Fwd: Well, I think it's interesting...

Dear Connections,
I work for the Institute for Training and Development in Amherst MA,
which has a subcontract with the University of Massachusetts' Center
for International Education, which has a multi-year contract with
USAID to improve higher education in Afghanistan. A group of 20
administrators from teacher training colleges came to the US for a
study program, and I worked with them very briefly.

Most of them did not speak English and my Dari is awful, but I did
talk with several of the participants who spoke English. I mentioned
my connection with the Peace Corps in Afghanistan in the late 1960s,
and one of them who lives in Mazar-y-Sharif told me that Miss Pam had
taught him English back then. Another chimed in with his memories of
his English teacher Miss Alice, but I don't know where he is from.

This is 40 plus years hence - imagine! Good job, Pam and Alice,
whereever you are, and to everyone else - you did make a difference.

Kristina Engstrom

Friday, November 02, 2007


My thanks to Auke Idzenga for this post!

From Mid September to Mid October (2007) the Philippine NGO called AID Foundation set up three ram pump installations in the 'Kunduz River Basin Programme' in Northern Afghanistan. This project was contracted by Mercy Corps which already has a long time presence in Afghanistan and is carrying out this long term program with EU funds.

Afghanistan is known to most of us by the terms: Russian Invasion, high mountains, agriculture (fruits, nuts, animals), friendly and proud people, long drought and of course the Taliban. A deeper look into the country will reveal much more. The scenery is unbelievable beautiful but also a very great reason for concern. Most agricultural lands are rain fed and when not cultivated look like a desert. The soil is still very fertile (mostly silty clay loam) but 80% of lands is subject to land erosion and this is very visible. The last two decades 70% of its forest got lost and right now people uproot bushes for cooking and heating and the many animals grazing the hills do the rest. According to the statistics only 2% of its forests are left. The water tables are dropping fast and many people rely on surface water for drinking.

Countering these problems look like an uphill battle especially considering that development activities in that direction have to be carried out in an uncertain security situation.

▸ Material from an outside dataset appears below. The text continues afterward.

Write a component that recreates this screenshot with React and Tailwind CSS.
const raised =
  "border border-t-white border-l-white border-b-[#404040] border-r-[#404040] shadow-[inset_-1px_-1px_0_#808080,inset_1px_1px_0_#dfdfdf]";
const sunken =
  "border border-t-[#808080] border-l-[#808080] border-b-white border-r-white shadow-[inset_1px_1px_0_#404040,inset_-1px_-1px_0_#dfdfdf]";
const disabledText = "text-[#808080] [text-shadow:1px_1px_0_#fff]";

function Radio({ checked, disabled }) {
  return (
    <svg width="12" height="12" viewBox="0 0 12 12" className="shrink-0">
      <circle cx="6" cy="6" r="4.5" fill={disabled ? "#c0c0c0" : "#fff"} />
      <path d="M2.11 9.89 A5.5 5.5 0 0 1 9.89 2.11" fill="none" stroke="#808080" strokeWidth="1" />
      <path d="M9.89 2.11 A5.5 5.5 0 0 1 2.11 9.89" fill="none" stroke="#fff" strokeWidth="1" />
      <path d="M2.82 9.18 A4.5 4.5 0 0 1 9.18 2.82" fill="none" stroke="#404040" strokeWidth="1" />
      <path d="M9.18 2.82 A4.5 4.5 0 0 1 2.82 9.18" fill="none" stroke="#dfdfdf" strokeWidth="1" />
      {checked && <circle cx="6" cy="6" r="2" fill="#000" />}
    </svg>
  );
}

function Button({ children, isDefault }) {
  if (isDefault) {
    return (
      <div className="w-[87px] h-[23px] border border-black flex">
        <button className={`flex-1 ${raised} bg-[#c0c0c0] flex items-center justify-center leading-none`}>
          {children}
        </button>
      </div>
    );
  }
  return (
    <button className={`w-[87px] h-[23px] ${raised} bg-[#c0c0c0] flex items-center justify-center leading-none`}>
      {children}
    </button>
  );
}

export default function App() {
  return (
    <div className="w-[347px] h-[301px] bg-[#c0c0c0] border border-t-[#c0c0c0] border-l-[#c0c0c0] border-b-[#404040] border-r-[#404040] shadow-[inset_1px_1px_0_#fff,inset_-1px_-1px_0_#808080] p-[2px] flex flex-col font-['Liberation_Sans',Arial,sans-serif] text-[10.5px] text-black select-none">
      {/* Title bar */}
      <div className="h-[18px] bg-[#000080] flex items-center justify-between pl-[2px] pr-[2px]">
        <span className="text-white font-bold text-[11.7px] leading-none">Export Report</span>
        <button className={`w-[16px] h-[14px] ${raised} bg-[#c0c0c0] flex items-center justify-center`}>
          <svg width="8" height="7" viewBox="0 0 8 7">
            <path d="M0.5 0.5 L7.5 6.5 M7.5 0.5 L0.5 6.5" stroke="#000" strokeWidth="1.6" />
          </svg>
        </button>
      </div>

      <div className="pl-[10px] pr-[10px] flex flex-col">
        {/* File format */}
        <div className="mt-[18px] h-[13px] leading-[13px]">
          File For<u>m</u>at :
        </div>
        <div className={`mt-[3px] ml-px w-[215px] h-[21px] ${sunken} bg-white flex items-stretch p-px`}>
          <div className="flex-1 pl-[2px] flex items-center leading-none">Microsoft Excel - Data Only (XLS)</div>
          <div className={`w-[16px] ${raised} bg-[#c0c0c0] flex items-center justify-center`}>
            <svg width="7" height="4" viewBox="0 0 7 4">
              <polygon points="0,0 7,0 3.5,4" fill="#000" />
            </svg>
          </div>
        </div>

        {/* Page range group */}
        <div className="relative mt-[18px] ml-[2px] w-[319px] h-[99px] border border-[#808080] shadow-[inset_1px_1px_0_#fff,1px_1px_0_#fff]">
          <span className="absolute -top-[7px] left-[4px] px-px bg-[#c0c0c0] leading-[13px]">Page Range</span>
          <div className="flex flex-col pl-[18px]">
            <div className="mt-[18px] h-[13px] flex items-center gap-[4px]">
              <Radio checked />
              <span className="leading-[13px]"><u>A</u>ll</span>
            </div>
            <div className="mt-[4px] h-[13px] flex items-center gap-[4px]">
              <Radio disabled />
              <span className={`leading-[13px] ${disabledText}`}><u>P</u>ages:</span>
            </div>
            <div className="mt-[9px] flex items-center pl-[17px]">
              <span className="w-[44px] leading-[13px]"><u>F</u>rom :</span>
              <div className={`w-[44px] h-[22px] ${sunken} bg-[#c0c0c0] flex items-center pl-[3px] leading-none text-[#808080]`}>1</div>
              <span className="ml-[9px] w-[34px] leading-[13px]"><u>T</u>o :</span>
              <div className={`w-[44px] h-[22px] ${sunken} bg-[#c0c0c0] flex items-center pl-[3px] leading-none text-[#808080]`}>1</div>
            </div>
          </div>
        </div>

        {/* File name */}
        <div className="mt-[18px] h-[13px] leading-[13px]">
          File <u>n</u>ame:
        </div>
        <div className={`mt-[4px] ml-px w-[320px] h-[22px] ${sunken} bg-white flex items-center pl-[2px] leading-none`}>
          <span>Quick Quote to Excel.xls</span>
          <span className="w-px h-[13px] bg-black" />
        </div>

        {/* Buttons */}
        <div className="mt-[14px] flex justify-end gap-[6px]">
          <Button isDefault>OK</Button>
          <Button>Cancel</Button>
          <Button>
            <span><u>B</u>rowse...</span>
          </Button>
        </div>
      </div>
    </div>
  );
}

Paul Smith, the manager of the Catchment Development Program of Mercy Corps, had set up field offices, hired engineers and agriculturists, set up nurseries but was faced with the problem of having water in the rivers but not on the hills (which are his target for planting trees). Looking for a solution Paul remembered the hydraulic ram pump for a brochure given to him by his brother 30 years ago. The ram pump is a device which is water powered and which automatically pushes up a portion of the water flowing through it to very high elevations 24 hours a day and with hardly any maintenance cost. Paul started searching and got attracted to the ram pump of AID Foundation because of its combination of durability and the local availability of spare parts. Other suppliers dropped off the list because they were too
expensive, not repairable locally or they didn't want to come to Afghanistan to do installation and technology transfer.

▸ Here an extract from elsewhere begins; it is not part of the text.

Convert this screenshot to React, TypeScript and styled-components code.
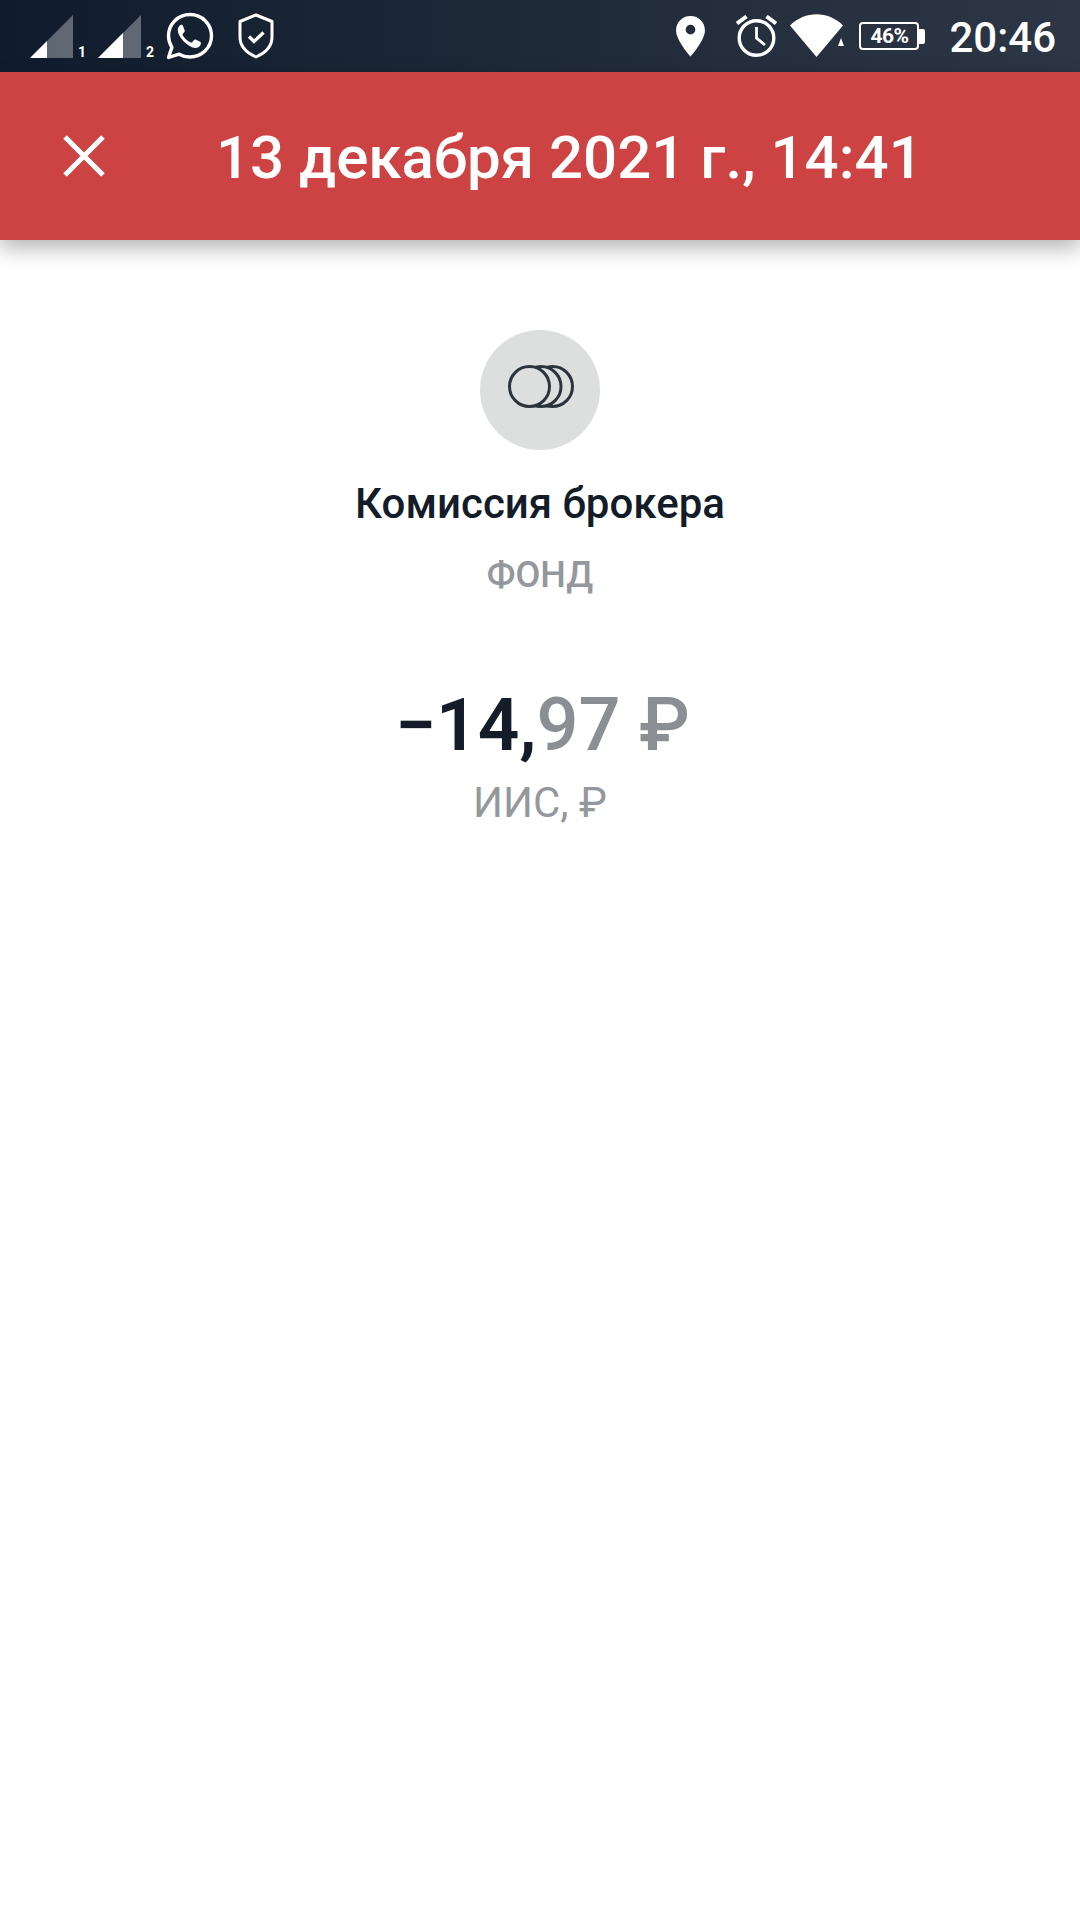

A contract was signed for three installations and training of the local farmers who will be using the ram for irrigating their hills for the growing of fruits (apricot and apple) and nuts (almond, walnut and pistachio). Under difficult circumstances like availability of materials, ongoing Ramadan, a lot of travel time and security problems Auke Idzenga and Felix Inocencio (technical people from AID) were still able to make the three systems work and train the beneficiaries in repair and maintenance and the Mercy Corps staff in general in the technology.

The installations itself all produce more water than was agreed and expected. On the highest site, the water is pushed up to 145 meters in a volume of 5,200 liters per day. More than enough to water the planned trees on the five hectares land.

Paul and AID have discussed a continuation of the technology for Afghanistan since there are tremendous potentials for the ram. One idea is to have a technical person from Afghanistan come over for a longer period to the Philippines and train him in all facets of the installation, operation, repair and maintenance of the ram pump. This followed by a combination of sending ram bodies from AID Foundation over and fabrication locally of the pressure chambers in Afghanistan. On the long term the idea is to totally transfer the manufacturing to an entrepreneur in Afghanistan.

But the big question is: will it not be overtaken by the increased security problems. Let's hope not.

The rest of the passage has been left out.